極東国際軍事裁判速記録第334号 昭和22年12月15日(4)

 ○裁判長 ただいま判事の一人から私に提案されたのでありますが、首席検察官、もし東郷に對するある廉をあなたが放棄するならば、それははつきりと具對的にどれであるかということを申立てねばならないということであります。もう一つ判事のものから提案示唆があつたのでありますが、もしあなた方の方で東郷に對して訴追しておる事項に對し證據が出ておりましたならば、この法廷は首席検察官としての態度によつて左右または拘束されることなく、すでに提出されておる證據によつて、われ〱は判斷をしなければならないということであります。

〔モニター たとえそれがあなたの放棄されるという訴追事項にかかつておる證據に關しましても…〕

 少くとも私の國におきましては法廷は検察官を統御することはできないのでありまして、それは國によつては非常にそのしきたりは違つておりますし、非常にまだ議論の餘地のある問題ではありますが、ノーレ・プロスキを提出する場合においてもそうであります。首席検事官、法廷といたしましてはこの二點について、あなたの議論を十分聽きたいと思いますが、四時十分前でありますので、あるいはこれをもつと考慮され、準備されて提出したらよろしいと思います。

○キーナン検察官 しかし最後の點に關しましては、すなわち検事が訴追中止を申し立てる、告訴の却下を申し立てる権限があるということに關しましては、私は法廷の時間を特に占有して空費したくないのでありますから、その問題はここで議論しようとは思いません。

〔モニター 裁判長の先ほどの最後の言葉の一つ前にあつた言葉はノーレ・プロスキを提出うんぬんとありますが、それは訴追中止というふうに訂正いたします。〕

 さてさらにわれ〱の方検察側の努力は、もつぱら裁判所の時間を節約するということに向けられておるのでありまして、いずれにせよこの法廷におきまして最後の裁決は陪審官によつてやられるのではなく、最も大事な點は、法廷自身によつて決定されるということを検察官は十分に知つておるのであります。でありますから、この問題について長々と議論をするという結果になりましたならば、われ〱はこれを主張はいたしません。そうしてさらに裁判所が提出しました第一の質問に關しましては、長々と全文に對して答えるということは避けます。そうして検察側は法廷記録の中に現われておりますところの訴追事項を除きましては、その他の廉については強つて押さないということを申し上げておきます。さて休廷前にちよつと時間がありますから、法廷のお許しがあればこれを私として利用させていただきたいと思います。
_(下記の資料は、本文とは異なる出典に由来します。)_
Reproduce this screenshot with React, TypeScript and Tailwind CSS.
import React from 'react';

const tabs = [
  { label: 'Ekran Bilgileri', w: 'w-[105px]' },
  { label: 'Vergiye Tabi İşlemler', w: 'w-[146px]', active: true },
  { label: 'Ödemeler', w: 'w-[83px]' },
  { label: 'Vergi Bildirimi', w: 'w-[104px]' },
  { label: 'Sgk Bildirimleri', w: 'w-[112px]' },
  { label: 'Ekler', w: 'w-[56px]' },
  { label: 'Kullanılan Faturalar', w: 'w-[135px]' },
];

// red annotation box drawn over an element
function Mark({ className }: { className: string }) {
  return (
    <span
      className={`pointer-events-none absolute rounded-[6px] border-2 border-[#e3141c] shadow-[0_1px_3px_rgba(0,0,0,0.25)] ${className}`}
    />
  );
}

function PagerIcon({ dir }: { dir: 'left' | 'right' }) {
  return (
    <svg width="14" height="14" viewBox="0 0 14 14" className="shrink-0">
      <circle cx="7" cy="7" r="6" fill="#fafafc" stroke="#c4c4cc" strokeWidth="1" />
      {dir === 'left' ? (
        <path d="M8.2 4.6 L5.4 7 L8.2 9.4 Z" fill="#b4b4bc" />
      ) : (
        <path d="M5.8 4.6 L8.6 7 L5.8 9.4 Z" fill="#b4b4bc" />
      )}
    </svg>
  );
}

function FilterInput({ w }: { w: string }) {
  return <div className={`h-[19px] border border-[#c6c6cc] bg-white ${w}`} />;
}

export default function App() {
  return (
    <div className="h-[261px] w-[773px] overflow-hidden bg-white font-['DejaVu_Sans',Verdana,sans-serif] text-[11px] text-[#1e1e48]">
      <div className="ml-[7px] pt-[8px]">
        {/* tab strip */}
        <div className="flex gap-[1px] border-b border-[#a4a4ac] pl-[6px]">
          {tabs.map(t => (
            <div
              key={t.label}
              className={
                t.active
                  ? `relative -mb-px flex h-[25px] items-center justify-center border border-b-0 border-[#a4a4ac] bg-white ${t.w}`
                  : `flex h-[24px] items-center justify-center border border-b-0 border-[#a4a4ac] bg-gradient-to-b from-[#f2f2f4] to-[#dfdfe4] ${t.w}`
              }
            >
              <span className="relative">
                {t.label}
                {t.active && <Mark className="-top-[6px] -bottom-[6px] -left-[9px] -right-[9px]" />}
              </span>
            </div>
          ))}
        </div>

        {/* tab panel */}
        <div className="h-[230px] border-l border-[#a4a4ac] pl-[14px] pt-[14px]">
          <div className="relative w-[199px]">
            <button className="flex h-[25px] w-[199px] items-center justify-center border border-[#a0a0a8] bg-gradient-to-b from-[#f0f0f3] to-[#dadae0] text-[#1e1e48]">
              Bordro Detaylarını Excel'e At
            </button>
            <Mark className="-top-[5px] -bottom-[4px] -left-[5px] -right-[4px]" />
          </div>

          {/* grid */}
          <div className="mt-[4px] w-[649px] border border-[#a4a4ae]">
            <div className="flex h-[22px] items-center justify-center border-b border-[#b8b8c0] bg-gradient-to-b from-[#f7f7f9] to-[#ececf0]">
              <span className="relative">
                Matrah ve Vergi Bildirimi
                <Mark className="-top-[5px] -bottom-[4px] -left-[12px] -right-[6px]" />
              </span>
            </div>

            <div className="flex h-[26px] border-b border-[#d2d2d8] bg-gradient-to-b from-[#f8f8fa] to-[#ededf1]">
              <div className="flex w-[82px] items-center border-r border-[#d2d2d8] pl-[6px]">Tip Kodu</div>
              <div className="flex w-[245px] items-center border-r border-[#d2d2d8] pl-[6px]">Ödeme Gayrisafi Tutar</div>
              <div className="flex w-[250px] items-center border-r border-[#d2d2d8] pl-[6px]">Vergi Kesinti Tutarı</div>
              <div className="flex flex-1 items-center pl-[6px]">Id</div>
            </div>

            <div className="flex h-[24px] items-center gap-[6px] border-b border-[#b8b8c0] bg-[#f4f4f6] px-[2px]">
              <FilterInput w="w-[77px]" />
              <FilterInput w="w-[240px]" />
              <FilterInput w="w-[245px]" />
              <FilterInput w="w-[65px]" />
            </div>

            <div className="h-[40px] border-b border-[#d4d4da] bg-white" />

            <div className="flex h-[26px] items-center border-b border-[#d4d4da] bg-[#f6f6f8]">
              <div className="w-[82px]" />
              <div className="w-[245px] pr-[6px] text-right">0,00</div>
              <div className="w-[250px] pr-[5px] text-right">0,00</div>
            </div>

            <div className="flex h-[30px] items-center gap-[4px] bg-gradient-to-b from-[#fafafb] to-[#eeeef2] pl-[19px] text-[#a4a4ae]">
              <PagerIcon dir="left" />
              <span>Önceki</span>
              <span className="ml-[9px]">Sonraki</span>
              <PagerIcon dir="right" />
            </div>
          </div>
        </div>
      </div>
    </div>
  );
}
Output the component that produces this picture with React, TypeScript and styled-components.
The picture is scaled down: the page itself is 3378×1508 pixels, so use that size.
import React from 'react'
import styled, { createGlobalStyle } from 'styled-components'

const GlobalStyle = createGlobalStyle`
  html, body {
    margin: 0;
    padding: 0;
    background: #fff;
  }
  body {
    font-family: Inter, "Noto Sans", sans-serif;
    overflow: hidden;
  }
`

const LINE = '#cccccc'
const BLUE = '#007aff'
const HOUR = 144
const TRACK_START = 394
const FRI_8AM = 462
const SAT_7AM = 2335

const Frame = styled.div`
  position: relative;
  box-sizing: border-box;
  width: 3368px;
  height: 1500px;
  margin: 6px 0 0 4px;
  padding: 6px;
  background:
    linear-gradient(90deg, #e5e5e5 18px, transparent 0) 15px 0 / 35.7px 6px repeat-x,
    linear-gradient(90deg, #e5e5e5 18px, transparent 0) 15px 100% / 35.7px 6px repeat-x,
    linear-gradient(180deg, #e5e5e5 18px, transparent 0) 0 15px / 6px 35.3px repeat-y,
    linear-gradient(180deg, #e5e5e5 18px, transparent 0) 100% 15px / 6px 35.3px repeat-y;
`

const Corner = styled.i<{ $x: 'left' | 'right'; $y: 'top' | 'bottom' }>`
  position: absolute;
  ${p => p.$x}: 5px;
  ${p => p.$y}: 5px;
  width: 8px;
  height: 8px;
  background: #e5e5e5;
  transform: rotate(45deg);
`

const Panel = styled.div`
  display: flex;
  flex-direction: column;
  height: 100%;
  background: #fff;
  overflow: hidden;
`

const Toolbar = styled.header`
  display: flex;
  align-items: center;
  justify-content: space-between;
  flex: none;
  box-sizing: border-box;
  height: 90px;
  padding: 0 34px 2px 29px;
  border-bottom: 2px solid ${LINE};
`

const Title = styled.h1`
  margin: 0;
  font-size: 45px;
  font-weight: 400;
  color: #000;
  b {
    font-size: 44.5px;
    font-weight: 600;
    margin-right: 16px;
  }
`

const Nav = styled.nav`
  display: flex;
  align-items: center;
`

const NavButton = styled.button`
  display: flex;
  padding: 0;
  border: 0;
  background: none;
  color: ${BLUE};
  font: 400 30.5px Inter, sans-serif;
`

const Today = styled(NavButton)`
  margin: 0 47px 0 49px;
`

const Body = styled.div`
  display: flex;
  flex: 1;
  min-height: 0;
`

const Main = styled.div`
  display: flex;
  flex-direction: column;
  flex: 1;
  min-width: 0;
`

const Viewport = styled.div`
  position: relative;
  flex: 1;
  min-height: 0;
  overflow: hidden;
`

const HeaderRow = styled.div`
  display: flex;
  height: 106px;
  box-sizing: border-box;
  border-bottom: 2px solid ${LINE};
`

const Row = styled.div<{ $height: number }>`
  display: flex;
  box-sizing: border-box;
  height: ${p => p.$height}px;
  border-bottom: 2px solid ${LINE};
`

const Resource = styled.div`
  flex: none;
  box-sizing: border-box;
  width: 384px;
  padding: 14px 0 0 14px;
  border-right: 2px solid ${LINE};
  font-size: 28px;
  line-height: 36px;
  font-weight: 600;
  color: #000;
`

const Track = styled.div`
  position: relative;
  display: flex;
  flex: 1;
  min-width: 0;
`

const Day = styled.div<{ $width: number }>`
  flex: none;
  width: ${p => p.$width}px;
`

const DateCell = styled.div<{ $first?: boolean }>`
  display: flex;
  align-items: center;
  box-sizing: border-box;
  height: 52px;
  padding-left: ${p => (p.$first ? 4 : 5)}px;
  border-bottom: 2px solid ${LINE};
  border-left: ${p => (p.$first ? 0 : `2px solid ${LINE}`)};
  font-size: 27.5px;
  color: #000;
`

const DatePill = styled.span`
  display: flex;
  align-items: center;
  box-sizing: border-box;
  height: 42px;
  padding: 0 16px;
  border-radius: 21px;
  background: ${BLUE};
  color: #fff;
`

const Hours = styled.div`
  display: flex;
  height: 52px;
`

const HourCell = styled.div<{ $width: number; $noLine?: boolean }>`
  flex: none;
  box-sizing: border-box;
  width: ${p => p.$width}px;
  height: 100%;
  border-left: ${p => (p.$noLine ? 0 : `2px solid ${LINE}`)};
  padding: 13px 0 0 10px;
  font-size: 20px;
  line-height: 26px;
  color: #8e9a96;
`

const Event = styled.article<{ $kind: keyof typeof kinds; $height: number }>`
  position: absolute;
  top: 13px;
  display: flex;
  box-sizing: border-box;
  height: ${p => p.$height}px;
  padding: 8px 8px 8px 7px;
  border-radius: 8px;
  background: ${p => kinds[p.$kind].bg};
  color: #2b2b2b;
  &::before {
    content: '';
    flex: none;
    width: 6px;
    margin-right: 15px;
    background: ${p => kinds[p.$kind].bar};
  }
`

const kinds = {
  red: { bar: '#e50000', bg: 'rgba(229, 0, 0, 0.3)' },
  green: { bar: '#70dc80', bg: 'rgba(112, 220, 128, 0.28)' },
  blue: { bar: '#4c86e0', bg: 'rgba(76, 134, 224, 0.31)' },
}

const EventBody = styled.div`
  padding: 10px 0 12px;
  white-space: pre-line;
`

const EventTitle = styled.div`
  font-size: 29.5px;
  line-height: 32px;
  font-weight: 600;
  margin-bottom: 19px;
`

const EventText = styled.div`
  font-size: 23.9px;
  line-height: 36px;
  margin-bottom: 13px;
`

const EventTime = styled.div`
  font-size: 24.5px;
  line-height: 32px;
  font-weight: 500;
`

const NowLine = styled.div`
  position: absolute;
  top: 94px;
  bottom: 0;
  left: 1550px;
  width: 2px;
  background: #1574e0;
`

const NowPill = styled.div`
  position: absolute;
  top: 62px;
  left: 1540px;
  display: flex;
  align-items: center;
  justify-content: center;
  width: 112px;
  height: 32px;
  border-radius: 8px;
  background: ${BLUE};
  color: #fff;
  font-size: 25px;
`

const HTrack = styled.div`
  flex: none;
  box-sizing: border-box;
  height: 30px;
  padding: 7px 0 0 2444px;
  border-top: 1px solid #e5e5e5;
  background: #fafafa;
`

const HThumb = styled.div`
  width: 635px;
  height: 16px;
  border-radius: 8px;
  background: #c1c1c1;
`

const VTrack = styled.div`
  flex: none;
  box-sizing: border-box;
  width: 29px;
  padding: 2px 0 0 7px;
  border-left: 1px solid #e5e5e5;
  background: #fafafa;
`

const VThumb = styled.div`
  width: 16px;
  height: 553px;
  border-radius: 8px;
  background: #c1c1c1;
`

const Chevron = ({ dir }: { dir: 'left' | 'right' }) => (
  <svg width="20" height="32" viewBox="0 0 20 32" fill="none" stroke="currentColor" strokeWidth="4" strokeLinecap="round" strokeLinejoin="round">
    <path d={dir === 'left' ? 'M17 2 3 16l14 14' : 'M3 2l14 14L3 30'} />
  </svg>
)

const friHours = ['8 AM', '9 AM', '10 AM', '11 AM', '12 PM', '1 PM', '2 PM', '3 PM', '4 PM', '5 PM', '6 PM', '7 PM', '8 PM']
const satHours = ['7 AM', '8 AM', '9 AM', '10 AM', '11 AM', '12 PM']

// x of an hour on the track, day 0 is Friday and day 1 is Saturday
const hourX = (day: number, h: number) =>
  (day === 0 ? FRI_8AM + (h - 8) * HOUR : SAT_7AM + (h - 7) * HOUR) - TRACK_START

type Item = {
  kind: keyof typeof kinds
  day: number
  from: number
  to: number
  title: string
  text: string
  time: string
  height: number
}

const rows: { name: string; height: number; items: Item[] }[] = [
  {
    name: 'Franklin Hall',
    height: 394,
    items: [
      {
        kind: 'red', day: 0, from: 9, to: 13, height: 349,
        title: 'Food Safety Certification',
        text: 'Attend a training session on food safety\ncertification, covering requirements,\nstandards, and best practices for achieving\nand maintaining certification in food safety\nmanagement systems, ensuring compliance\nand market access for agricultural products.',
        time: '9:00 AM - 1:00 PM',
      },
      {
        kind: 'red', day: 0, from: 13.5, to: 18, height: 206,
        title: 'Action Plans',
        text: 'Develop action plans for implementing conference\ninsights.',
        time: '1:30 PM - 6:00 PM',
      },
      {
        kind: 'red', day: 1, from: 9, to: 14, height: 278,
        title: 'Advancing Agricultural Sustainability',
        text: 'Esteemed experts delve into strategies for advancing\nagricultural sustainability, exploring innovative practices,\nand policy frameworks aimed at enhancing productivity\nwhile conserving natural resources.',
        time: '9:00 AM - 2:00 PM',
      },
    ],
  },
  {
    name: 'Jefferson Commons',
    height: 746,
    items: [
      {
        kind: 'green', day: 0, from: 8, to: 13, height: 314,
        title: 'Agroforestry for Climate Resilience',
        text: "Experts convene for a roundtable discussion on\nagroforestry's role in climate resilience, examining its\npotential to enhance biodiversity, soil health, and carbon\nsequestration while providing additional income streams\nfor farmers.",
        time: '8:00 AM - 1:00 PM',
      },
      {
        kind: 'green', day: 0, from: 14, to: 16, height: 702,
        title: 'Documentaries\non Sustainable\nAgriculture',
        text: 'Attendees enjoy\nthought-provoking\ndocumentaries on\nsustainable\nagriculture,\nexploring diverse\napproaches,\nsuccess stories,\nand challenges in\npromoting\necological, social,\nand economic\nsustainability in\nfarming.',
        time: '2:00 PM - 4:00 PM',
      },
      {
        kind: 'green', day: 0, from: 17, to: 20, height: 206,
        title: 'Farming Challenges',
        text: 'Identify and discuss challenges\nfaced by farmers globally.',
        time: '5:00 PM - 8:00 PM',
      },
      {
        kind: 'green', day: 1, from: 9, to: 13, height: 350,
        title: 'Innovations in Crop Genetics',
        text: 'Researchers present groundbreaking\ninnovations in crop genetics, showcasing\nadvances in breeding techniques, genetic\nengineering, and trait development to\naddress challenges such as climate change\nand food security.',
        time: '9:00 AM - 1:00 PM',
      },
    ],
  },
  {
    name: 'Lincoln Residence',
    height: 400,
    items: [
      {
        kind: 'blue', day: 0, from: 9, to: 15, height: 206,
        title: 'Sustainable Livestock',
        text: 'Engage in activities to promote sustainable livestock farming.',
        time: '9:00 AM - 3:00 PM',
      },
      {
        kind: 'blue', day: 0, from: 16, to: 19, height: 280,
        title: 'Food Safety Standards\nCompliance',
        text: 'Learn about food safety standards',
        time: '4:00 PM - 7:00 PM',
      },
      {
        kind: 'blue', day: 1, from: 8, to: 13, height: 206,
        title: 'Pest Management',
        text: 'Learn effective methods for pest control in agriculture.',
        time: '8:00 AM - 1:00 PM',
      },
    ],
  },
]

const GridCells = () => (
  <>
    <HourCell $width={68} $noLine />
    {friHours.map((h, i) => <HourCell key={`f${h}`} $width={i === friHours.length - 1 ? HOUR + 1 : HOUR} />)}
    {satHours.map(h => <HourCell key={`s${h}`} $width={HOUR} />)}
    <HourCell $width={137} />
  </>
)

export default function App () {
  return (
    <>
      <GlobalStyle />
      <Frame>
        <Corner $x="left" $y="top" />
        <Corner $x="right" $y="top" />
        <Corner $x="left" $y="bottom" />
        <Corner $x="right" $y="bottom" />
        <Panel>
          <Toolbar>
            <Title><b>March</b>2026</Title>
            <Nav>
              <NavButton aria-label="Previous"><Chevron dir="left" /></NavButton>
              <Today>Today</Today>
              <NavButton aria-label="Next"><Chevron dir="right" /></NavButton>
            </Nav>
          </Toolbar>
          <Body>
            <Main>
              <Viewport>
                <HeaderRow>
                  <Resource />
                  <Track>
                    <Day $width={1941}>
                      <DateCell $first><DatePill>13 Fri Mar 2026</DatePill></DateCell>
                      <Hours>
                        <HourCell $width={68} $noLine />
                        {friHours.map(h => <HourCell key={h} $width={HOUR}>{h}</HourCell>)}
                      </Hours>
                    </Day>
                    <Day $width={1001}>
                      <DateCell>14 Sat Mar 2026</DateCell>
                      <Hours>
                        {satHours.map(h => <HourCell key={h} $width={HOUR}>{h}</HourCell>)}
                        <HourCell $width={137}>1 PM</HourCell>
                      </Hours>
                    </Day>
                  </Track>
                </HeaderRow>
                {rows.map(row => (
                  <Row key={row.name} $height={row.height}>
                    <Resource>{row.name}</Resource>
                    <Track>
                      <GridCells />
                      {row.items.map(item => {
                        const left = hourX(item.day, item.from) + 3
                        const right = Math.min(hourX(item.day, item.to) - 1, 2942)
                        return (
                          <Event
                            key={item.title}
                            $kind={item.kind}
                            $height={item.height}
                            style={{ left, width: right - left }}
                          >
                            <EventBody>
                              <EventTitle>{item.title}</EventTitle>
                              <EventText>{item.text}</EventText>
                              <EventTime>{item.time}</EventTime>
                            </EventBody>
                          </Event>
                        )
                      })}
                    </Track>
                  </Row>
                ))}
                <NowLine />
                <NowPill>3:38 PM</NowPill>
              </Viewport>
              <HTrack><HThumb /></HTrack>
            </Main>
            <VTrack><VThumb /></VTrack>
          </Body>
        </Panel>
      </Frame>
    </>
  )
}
すなわち私の相手となつておりますところの達識なる辯護人によつて行われましたところの、一見して明らかなるところの誤解を指摘することによつてであります。すなわち彼の言葉通りに引用するつもりでありますが、まず第一に彼東郷は彼を訴追しておる諸國に對して、敵意をもつていたであろうかという問題、私の聽いたところが間違つていないとするならば、これは明かに本裁判所において繋爭點となつておる點ではございません。われ〱の方といたしましては、本裁判所に對して被告たちがこの各犯罪行為ないしは共同謀議が行われた當時に、あるいは大體そのころに、はたしてそれに参加したかどうかということに關すること、及びこれに關しまして各被告がなしたこと、言つたことに關するところの證據の提出だけであります。われ〱は一九三三年當時におけるところの東郷被告の心境がどういうものであつたかということは、この裁判事件の中においては重要なことではないと思うのでありまして、もし心理状態について重要なものありとすれば、それはわれ〱が描寫したようなものでありまして、西洋諸國に對して侵略戰爭を遂行することを、みずから意識的にこれを追随してしまつた。自發的に追随してしまつたということを示すところの彼の心境なのであります。もしそういうような心境が實際彼によつて犯罪行爲が行われた以前に、彼の心中にあつたということを證據によつて示すことができるならば、そういうやり方に對してはわれ〱は十分に同意し得るのであります。しかしながら辯護人の言われるような原則、主義に對しましては、もしこれを許容するならば、すなわちどんなにしても過去に遡つて、そして時間の制限なく、過去の書いたものであるとか、言動とかいうものに對して顔をつつこんで證據を提出することができる。それに對して制限がないということになつてしまうならば、これは當然被告の少年時代、幼年時代にまで遡つて立證することができるということになつてしまうのであります。すなわち彼が當時鳥を愛し、花を愛し、木を愛したということまでこの法廷に利用されて立證の材料にされてしまうのであります。でありますからして時間、分量ともに證據の資料は何か制限をつけていただきたいということを申し上げておるのでありまして、首席検察官といたしましては私がただいま法廷にお願いしたいことは、眞に證明力のあるもの以外のものは全部法廷としては却下していただきたい。そうして裁量を法廷の方でもつてしていただきたいということだけを、お願いしておるのであります。あすの朝になつてみたならば被告の一九三三年時代に關する本があつたとか、一九一三年時代の文書があつて、それを見つけてということになつてしまうかもしれません。そういうふうにすればさらに證據の分量は殖えてまいります。これが検査側の申立であります。

○裁判長 多數決によつて異議を却下し、文書を通例の條件附で受理いたします。

 明朝九時半まで休廷いたします。